— START EXERCISE MATERIAL —

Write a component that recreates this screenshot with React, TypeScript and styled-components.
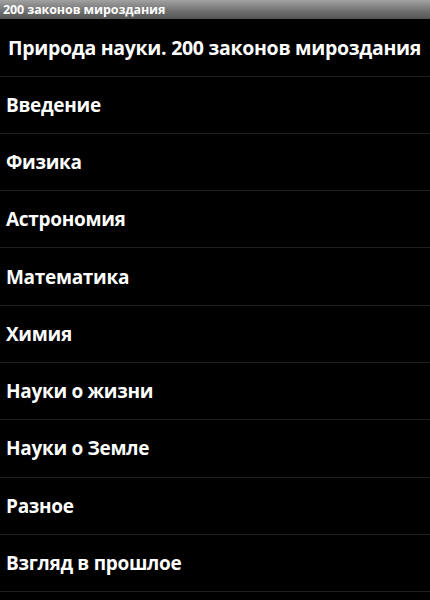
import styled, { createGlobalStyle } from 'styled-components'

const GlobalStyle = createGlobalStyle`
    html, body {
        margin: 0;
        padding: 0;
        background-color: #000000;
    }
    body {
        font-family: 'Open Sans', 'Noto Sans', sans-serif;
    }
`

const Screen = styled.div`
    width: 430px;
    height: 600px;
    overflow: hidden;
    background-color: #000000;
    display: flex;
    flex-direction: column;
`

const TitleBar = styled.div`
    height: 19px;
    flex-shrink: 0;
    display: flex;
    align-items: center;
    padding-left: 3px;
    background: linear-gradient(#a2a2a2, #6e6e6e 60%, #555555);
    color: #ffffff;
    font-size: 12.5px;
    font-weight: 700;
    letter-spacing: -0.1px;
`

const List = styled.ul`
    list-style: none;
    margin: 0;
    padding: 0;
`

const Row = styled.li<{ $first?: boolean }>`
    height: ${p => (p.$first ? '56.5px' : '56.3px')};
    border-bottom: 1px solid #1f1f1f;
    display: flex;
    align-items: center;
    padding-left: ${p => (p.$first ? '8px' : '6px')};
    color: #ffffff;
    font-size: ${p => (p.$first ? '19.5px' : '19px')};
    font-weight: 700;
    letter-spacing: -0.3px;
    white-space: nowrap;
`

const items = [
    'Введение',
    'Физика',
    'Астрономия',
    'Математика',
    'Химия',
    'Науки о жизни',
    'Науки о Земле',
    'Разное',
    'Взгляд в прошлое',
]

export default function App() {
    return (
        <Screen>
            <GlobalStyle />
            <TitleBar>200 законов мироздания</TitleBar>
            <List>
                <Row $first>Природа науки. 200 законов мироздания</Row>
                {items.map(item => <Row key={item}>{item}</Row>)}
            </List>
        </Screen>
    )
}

— END EXERCISE MATERIAL —
— START EXERCISE MATERIAL —

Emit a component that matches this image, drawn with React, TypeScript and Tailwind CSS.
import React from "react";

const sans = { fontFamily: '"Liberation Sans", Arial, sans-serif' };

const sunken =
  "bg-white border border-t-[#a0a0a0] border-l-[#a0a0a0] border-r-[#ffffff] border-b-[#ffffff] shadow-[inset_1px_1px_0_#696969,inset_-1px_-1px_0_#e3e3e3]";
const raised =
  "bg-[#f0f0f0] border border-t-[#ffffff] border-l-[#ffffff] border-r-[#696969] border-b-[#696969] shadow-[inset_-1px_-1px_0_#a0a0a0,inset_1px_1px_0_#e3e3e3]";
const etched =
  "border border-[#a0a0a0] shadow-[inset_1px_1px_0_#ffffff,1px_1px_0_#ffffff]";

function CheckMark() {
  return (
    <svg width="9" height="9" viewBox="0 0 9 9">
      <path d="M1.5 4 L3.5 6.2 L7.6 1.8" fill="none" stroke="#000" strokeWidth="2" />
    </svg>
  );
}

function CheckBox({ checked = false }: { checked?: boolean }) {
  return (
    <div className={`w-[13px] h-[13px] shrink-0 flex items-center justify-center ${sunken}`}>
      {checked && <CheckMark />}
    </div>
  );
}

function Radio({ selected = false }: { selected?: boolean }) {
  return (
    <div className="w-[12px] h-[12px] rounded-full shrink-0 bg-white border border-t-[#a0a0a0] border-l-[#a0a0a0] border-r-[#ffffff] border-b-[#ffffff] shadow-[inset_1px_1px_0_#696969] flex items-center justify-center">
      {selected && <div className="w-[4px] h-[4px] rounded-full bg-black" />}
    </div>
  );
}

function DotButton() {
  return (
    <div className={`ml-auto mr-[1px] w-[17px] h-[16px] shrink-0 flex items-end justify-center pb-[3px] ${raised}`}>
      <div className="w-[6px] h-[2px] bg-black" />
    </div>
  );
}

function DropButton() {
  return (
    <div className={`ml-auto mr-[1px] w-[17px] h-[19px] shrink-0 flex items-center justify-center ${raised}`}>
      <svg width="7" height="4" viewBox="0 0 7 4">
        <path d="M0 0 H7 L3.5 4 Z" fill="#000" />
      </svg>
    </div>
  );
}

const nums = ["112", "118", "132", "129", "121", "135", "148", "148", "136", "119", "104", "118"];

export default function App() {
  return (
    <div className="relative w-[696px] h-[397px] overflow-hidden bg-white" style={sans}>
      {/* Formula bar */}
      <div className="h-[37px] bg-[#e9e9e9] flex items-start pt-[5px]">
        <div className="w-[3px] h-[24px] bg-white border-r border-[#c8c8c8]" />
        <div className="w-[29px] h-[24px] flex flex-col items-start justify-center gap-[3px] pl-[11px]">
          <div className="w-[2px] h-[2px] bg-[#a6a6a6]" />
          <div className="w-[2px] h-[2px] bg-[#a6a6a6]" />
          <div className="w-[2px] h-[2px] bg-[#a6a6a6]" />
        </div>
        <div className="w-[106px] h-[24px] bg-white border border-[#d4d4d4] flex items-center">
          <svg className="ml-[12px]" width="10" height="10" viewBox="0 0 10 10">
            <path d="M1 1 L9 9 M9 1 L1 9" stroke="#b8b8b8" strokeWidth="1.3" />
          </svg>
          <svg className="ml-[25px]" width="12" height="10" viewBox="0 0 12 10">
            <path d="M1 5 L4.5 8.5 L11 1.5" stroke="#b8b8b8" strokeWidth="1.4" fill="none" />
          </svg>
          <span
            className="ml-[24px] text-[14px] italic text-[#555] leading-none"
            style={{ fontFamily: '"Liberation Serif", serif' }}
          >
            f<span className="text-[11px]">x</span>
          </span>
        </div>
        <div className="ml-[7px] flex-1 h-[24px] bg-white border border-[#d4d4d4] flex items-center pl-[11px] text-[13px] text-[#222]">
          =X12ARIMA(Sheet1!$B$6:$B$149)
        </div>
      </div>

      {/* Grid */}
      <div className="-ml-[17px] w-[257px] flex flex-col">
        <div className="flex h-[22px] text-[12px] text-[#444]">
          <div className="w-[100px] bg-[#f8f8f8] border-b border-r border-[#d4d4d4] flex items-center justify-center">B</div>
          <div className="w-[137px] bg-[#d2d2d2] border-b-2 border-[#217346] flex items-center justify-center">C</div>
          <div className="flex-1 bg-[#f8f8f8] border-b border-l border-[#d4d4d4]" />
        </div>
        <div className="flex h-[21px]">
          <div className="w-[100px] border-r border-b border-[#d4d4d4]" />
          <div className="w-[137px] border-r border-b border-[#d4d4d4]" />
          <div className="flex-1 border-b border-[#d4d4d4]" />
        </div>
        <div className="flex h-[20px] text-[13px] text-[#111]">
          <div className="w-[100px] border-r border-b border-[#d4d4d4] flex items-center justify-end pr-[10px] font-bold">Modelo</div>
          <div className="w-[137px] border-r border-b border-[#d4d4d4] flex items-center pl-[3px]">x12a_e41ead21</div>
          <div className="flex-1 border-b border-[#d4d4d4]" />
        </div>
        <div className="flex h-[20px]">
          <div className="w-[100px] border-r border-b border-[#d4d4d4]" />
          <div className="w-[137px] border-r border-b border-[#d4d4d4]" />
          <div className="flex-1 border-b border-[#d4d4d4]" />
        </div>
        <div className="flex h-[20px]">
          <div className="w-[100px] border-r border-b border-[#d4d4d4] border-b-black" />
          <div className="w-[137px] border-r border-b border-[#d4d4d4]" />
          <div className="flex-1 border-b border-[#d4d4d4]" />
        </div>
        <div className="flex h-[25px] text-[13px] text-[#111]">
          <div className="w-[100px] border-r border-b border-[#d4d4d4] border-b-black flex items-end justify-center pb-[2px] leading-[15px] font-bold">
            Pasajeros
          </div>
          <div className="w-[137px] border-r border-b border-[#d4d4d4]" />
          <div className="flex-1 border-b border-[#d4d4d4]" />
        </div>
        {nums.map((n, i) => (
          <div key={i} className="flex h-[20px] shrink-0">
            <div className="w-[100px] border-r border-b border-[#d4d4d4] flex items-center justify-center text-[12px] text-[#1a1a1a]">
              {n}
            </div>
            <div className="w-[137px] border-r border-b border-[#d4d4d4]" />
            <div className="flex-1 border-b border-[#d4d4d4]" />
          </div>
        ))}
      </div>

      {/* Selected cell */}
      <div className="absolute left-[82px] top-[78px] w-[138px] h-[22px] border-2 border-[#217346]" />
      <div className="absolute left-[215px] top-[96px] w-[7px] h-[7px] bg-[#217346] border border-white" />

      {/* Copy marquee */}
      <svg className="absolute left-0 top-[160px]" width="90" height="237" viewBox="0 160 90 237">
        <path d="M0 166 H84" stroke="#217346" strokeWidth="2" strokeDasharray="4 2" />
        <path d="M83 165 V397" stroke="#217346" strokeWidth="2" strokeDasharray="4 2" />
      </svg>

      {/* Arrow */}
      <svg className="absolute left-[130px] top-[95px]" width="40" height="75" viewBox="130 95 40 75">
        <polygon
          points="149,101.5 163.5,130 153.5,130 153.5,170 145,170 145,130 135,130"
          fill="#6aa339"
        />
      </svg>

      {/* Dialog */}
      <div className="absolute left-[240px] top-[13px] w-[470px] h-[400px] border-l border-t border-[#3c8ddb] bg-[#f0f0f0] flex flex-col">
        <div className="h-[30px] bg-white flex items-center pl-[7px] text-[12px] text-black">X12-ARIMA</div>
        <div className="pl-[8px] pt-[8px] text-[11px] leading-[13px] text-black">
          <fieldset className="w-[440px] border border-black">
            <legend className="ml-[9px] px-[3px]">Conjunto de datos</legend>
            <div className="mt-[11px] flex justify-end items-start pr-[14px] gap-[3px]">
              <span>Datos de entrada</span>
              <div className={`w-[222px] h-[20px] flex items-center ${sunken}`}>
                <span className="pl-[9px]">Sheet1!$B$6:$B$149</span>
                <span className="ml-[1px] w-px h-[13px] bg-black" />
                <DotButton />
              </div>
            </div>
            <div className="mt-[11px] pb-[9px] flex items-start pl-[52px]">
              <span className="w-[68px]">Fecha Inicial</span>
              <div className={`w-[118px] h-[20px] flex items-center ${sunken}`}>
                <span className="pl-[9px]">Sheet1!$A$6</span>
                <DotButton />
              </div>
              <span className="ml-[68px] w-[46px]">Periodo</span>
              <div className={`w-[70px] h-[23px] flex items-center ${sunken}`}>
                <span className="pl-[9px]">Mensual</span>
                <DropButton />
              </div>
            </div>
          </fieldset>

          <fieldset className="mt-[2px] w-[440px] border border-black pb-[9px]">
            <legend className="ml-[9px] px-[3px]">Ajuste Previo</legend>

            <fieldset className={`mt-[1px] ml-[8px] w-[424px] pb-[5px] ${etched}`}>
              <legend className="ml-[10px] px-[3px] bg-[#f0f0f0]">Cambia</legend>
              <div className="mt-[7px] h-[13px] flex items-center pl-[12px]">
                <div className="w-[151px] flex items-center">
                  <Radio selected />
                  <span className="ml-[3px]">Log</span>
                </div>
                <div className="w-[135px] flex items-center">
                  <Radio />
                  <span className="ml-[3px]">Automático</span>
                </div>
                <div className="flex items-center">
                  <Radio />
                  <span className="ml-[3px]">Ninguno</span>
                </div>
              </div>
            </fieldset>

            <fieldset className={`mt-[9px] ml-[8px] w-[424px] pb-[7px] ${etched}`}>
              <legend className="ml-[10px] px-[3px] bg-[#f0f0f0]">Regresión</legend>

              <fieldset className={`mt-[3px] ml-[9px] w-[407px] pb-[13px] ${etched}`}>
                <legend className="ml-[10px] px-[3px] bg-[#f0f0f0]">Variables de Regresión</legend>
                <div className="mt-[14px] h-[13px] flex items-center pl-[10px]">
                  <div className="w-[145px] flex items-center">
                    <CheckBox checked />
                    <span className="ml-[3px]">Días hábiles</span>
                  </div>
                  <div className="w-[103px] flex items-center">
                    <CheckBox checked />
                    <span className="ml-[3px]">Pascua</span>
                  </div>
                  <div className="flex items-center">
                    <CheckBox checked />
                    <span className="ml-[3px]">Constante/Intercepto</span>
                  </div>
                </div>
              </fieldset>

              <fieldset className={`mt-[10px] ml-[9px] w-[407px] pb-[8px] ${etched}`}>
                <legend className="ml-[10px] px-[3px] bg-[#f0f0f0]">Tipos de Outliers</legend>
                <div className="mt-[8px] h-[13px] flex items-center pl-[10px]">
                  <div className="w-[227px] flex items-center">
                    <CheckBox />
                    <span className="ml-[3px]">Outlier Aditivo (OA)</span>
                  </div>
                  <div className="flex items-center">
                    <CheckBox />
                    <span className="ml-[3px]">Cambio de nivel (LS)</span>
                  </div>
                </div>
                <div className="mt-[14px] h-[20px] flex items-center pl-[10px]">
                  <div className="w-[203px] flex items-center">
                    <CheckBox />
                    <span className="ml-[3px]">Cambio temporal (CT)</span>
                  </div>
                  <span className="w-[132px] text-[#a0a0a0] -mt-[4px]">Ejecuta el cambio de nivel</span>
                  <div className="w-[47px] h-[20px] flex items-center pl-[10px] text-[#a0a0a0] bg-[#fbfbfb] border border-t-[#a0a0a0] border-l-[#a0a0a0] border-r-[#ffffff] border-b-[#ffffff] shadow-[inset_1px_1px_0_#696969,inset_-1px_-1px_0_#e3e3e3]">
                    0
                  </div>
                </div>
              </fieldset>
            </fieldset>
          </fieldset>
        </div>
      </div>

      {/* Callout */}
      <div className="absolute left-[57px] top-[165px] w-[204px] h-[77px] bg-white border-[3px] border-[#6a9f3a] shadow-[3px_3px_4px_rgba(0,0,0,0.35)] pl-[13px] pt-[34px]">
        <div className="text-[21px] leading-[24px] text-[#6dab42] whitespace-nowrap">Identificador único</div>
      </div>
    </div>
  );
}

— END EXERCISE MATERIAL —
— START EXERCISE MATERIAL —

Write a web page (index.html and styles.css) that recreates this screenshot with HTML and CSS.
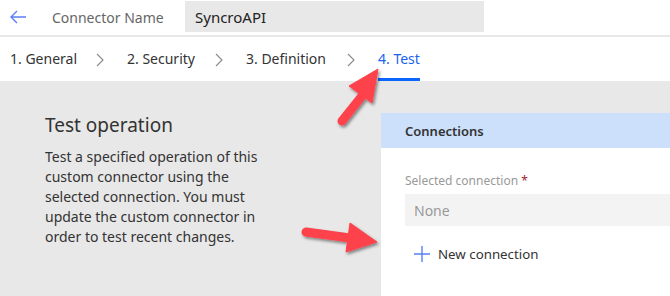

— END EXERCISE MATERIAL —

* _STATED TASK_
Identify every line above with the string "components" in it. Copy those lines.

* _ANSWER TO THIS EXERCISE_
Write a component that recreates this screenshot with React, TypeScript and styled-components.
import styled, { createGlobalStyle } from 'styled-components'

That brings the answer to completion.